Short exercise: Copy all of the material exactly. Pictures are not to appear in the copy.

Dataset section:
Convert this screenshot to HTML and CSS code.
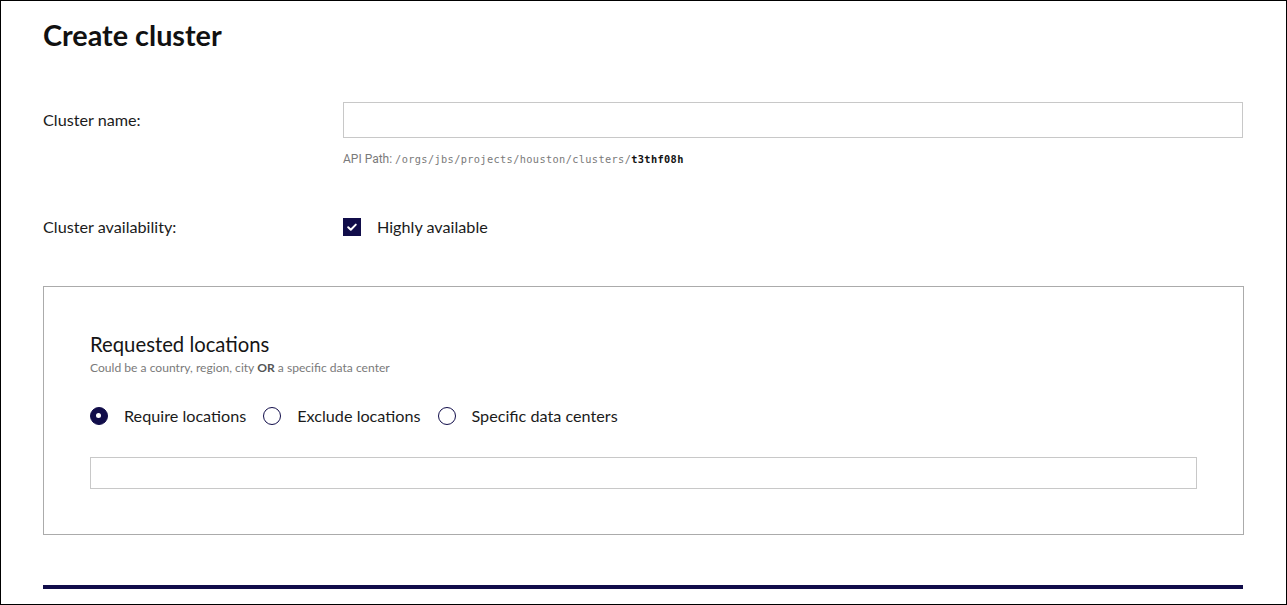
FILE: index.html
```html
<!DOCTYPE html>
<html lang="en">
<head>
<meta charset="utf-8">
<title>Create cluster</title>
<link rel="stylesheet" href="styles.css">
</head>
<body>
<div class="frame">
  <h1 class="title">Create cluster</h1>

  <div class="row row-name">
    <label class="row-label" for="cname">Cluster name:</label>
    <div class="row-field">
      <input id="cname" class="text-input" type="text">
    </div>
  </div>
  <div class="row-hint">
    <div></div>
    <div class="hint"><span class="hint-label">API Path: </span><span class="mono">/orgs/jbs/projects/houston/clusters/</span><span class="mono strong">t3thf08h</span></div>
  </div>

  <div class="row row-avail">
    <span class="row-label">Cluster availability:</span>
    <div class="row-field check-line">
      <span class="checkbox">
        <svg width="18" height="18" viewBox="0 0 18 18"><path d="M5.2 9.2 L7.8 11.7 L12.8 6.6" fill="none" stroke="#fff" stroke-width="2" stroke-linecap="round" stroke-linejoin="round"/></svg>
      </span>
      <span class="check-text">Highly available</span>
    </div>
  </div>

  <section class="locations">
    <h2 class="loc-title">Requested locations</h2>
    <p class="loc-sub">Could be a country, region, city <b>OR</b> a specific data center</p>
    <div class="radios">
      <span class="radio-item"><span class="radio on"></span><span class="radio-text">Require locations</span></span>
      <span class="radio-item"><span class="radio"></span><span class="radio-text">Exclude locations</span></span>
      <span class="radio-item"><span class="radio"></span><span class="radio-text">Specific data centers</span></span>
    </div>
    <input class="loc-input" type="text">
  </section>

  <div class="bar"></div>
</div>
</body>
</html>
```

FILE: styles.css
```css
* { box-sizing: border-box; }
html, body { margin: 0; padding: 0; background: #fff; }
body {
  font-family: "Lato", "Noto Sans", sans-serif;
  color: #1b1b1b;
}
.frame {
  width: 1287px;
  height: 605px;
  border: 1px solid #000;
  padding: 16px 42px 0 42px;
  overflow: hidden;
}
.title {
  margin: 0;
  font-size: 28.8px;
  line-height: 36px;
  font-weight: 700;
  color: #111;
}
.row {
  display: grid;
  grid-template-columns: 300px 900px;
  align-items: center;
}
.row-label {
  font-size: 16.2px;
  line-height: 18px;
}
.row-name { margin-top: 49px; }
.text-input {
  display: block;
  width: 900px;
  height: 36px;
  border: 1px solid #c8c8c8;
  background: #fff;
  margin: 0;
  padding: 0 10px;
  outline: none;
}
.row-hint {
  display: grid;
  grid-template-columns: 300px 900px;
  margin-top: 14px;
}
.hint {
  font-size: 12px;
  line-height: 14px;
  color: #7a7a7a;
  font-family: "Roboto", "Liberation Sans", sans-serif;
}
.hint-label { margin-right: 0; }
.mono {
  font-family: "DejaVu Sans Mono", "Liberation Mono", monospace;
  font-size: 10.3px;
  letter-spacing: 0.36px;
}
.strong { color: #111; font-weight: 700; }
.row-avail { margin-top: 52px; }
.check-line {
  display: flex;
  align-items: center;
  height: 18px;
}
.checkbox {
  width: 18px;
  height: 18px;
  background: #110d4a;
  display: inline-flex;
}
.check-text {
  margin-left: 16px;
  font-size: 16.2px;
  line-height: 18px;
}
.locations {
  margin-top: 50px;
  border: 1px solid #ababab;
  padding: 45px 46px 45px 46px;
}
.loc-title {
  margin: 0;
  font-size: 20.3px;
  line-height: 24px;
  font-weight: 400;
  color: #151515;
}
.loc-sub {
  margin: 5px 0 0 0;
  font-size: 12.1px;
  line-height: 14px;
  color: #7a7a7a;
}
.loc-sub b { color: #555; }
.radios {
  margin-top: 31px;
  height: 20px;
  display: flex;
  align-items: center;
}
.radio-item {
  display: inline-flex;
  align-items: center;
  margin-right: 17px;
}
.radio {
  width: 18px;
  height: 18px;
  border-radius: 50%;
  border: 1.5px solid #110d4a;
  display: inline-block;
  position: relative;
}
.radio.on {
  background: #110d4a;
}
.radio.on::after {
  content: "";
  position: absolute;
  left: 5px;
  top: 5px;
  width: 5px;
  height: 5px;
  border-radius: 50%;
  background: #fff;
}
.radio-text {
  margin-left: 16px;
  font-size: 16.2px;
  line-height: 18px;
}
.loc-input {
  display: block;
  margin: 31px 0 0 0;
  width: 100%;
  height: 32px;
  border: 1px solid #c8c8c8;
  background: #fff;
  outline: none;
}
.bar {
  margin-top: 50px;
  height: 4px;
  width: 1200px;
  background: #110d4a;
}
```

Result below:
Convert this screenshot to HTML and CSS code.
FILE: index.html
```html
<!DOCTYPE html>
<html lang="en">
<head>
<meta charset="utf-8">
<title>Create cluster</title>
<link rel="stylesheet" href="styles.css">
</head>
<body>
<div class="frame">
  <h1 class="title">Create cluster</h1>

  <div class="row row-name">
    <label class="row-label" for="cname">Cluster name:</label>
    <div class="row-field">
      <input id="cname" class="text-input" type="text">
    </div>
  </div>
  <div class="row-hint">
    <div></div>
    <div class="hint"><span class="hint-label">API Path: </span><span class="mono">/orgs/jbs/projects/houston/clusters/</span><span class="mono strong">t3thf08h</span></div>
  </div>

  <div class="row row-avail">
    <span class="row-label">Cluster availability:</span>
    <div class="row-field check-line">
      <span class="checkbox">
        <svg width="18" height="18" viewBox="0 0 18 18"><path d="M5.2 9.2 L7.8 11.7 L12.8 6.6" fill="none" stroke="#fff" stroke-width="2" stroke-linecap="round" stroke-linejoin="round"/></svg>
      </span>
      <span class="check-text">Highly available</span>
    </div>
  </div>

  <section class="locations">
    <h2 class="loc-title">Requested locations</h2>
    <p class="loc-sub">Could be a country, region, city <b>OR</b> a specific data center</p>
    <div class="radios">
      <span class="radio-item"><span class="radio on"></span><span class="radio-text">Require locations</span></span>
      <span class="radio-item"><span class="radio"></span><span class="radio-text">Exclude locations</span></span>
      <span class="radio-item"><span class="radio"></span><span class="radio-text">Specific data centers</span></span>
    </div>
    <input class="loc-input" type="text">
  </section>

  <div class="bar"></div>
</div>
</body>
</html>
```

FILE: styles.css
```css
* { box-sizing: border-box; }
html, body { margin: 0; padding: 0; background: #fff; }
body {
  font-family: "Lato", "Noto Sans", sans-serif;
  color: #1b1b1b;
}
.frame {
  width: 1287px;
  height: 605px;
  border: 1px solid #000;
  padding: 16px 42px 0 42px;
  overflow: hidden;
}
.title {
  margin: 0;
  font-size: 28.8px;
  line-height: 36px;
  font-weight: 700;
  color: #111;
}
.row {
  display: grid;
  grid-template-columns: 300px 900px;
  align-items: center;
}
.row-label {
  font-size: 16.2px;
  line-height: 18px;
}
.row-name { margin-top: 49px; }
.text-input {
  display: block;
  width: 900px;
  height: 36px;
  border: 1px solid #c8c8c8;
  background: #fff;
  margin: 0;
  padding: 0 10px;
  outline: none;
}
.row-hint {
  display: grid;
  grid-template-columns: 300px 900px;
  margin-top: 14px;
}
.hint {
  font-size: 12px;
  line-height: 14px;
  color: #7a7a7a;
  font-family: "Roboto", "Liberation Sans", sans-serif;
}
.hint-label { margin-right: 0; }
.mono {
  font-family: "DejaVu Sans Mono", "Liberation Mono", monospace;
  font-size: 10.3px;
  letter-spacing: 0.36px;
}
.strong { color: #111; font-weight: 700; }
.row-avail { margin-top: 52px; }
.check-line {
  display: flex;
  align-items: center;
  height: 18px;
}
.checkbox {
  width: 18px;
  height: 18px;
  background: #110d4a;
  display: inline-flex;
}
.check-text {
  margin-left: 16px;
  font-size: 16.2px;
  line-height: 18px;
}
.locations {
  margin-top: 50px;
  border: 1px solid #ababab;
  padding: 45px 46px 45px 46px;
}
.loc-title {
  margin: 0;
  font-size: 20.3px;
  line-height: 24px;
  font-weight: 400;
  color: #151515;
}
.loc-sub {
  margin: 5px 0 0 0;
  font-size: 12.1px;
  line-height: 14px;
  color: #7a7a7a;
}
.loc-sub b { color: #555; }
.radios {
  margin-top: 31px;
  height: 20px;
  display: flex;
  align-items: center;
}
.radio-item {
  display: inline-flex;
  align-items: center;
  margin-right: 17px;
}
.radio {
  width: 18px;
  height: 18px;
  border-radius: 50%;
  border: 1.5px solid #110d4a;
  display: inline-block;
  position: relative;
}
.radio.on {
  background: #110d4a;
}
.radio.on::after {
  content: "";
  position: absolute;
  left: 5px;
  top: 5px;
  width: 5px;
  height: 5px;
  border-radius: 50%;
  background: #fff;
}
.radio-text {
  margin-left: 16px;
  font-size: 16.2px;
  line-height: 18px;
}
.loc-input {
  display: block;
  margin: 31px 0 0 0;
  width: 100%;
  height: 32px;
  border: 1px solid #c8c8c8;
  background: #fff;
  outline: none;
}
.bar {
  margin-top: 50px;
  height: 4px;
  width: 1200px;
  background: #110d4a;
}
```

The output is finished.